The first hole was filled by sovereign wealth funds from Singapore to Timbuktoo and their money is still underwater for over 70%. The second hole was filled by a placing with the Abu Dhabi Sheikh, which broke all the pre-emption rules that are so vital to the City and would have ended in dilutionary disaster if Barclays had needed more capital before 30 June.

And it was a close call, as the third hole is now being filled by the sale of iShares out of Barclays Global Investors, which itself is now being sold to BlackRock for $11.8 billion. These were good growth, low risk, fee-driven businesses that contributed 10% of Barclays Group profits.

They are being sold as Barclays needs the money and hasn’t accepted the government’s asset insurance plan, which would have added further discrete protection for depositors.
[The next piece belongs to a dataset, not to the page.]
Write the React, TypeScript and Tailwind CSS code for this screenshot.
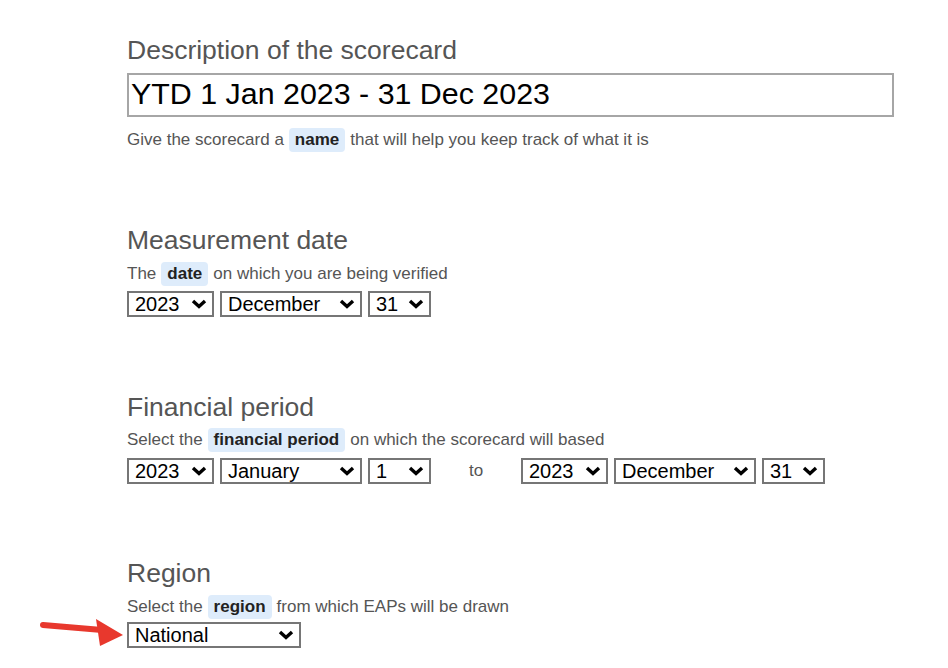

Barclays’ core Tier 1 Capital of £30 billion, after the sale of BGI, will be 7.5% compared to around 9.0% of its peers; and its equity to total assets of £1.0 trillion ratio will be x35, compared with RBS at x20, Lloyds at x23 and HSBC at x26. (These are calculations based on historic data and are approximate.)

The plain fact is that Barclays is low on capital and running out of options, and that’s before the current year’s provisions of around £10.0 billion are deducted from the post-BGI profits of around £8.0 billion. Barclays is not out of the woods yet and a massive rights issue is still on the cards, or something far worse.

On reflection, Glass-Steagall does not seem in the slightest anachronistic, but an Act long sold out long before its sell-by date. The brinksmanship employed by the duo at Barclays has luckily paid off so far, but the issue that remains is whether the depositors should ever have been taken for a walk this close to the cliffs. And did the regulators do or say anything?